O Maestro Agenor foi mais uma pessoa enviada por Deus a cruzar meu caminho. Na verdade o senhor Marcus, que tem muita amizade com ele, o procurou para saber qual era o melhor professor de piano da região para que pudesse me dar aulas. Foi então que o Maestro indicou o professor Gustavo Merida. E, assim, há um ano faço aulas de piano na Espaço Merida, em São João da Boa Vista.
Qual foi a sua sensação ao tocar pela 1ª vez junto com a Jazz Sinfônica?
Eu estava muito nervosa. O Maestro Agenor vem acompanhando meu trabalho desde que ingressei na escola de música em São João, mas o convite para participar da orquestra foi uma surpresa. Não pude ver o público, mas o senti em cada aplauso, grito… Foi uma emoção muito grande para mim, ainda mais tocando essa música tão maravilhosa, aliás, gosto de tocar músicas românticas!
O que você almeja para o futuro?
Continuar estudando muito, ainda mais agora que fui presenteada com o teclado, também oferecido pela Rioplastic. Também gostaria de estudar canto e me tornar uma grande pianista e até uma maestrina. Depois de todos os obstáculos que já enfrentei sei que tudo é possível.
O que a música significa em sua vida?
A música é tudo em minha vida. Eu ouço música até no simples canto de um pássaro. Quanto mais eu aprendo sobre ela, mais eu quero aprender! Música é uma coisa de Deus, uma forma Dele se comunicar conosco.
Você é uma pessoa de muita fé. Acredita que ela te ajudou a superar desafios?
Minha fé está comigo em todos os momentos, bons ou ruins. Tudo isso que está acontecendo em minha vida é Deus falando comigo. Ele tem um propósito para cada um. Acredito que Ele escolhe os fracos para confundir os sábios.
Que mensagem você deixaria a todos que, como você, têm um sonho na vida?
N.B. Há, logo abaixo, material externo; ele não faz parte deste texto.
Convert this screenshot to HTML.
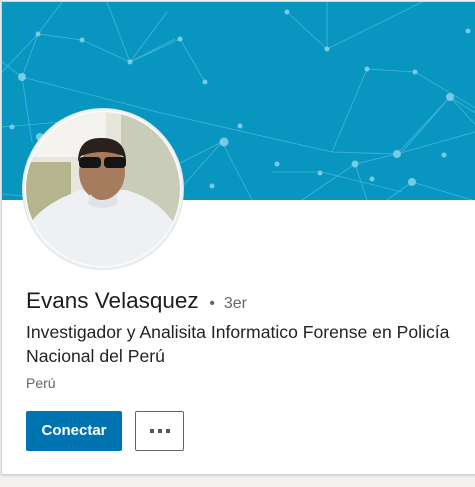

Que tudo é possível àquele que Crê. Primeiramente temos que acreditar em nós mesmos, seja lá qual for o nosso sonho. Depois é se esforçar, ter vontade, determinação, não importa a dificuldade, inclusive para as pessoas que, como eu, possuem algum tipo de deficiência. A vida não teria sua graça se tudo fosse fácil. Digo isso por experiência própria! Quando aliamos nossa fé ao esforço e acreditamos em nós mesmos os sonhos se tornam realidade!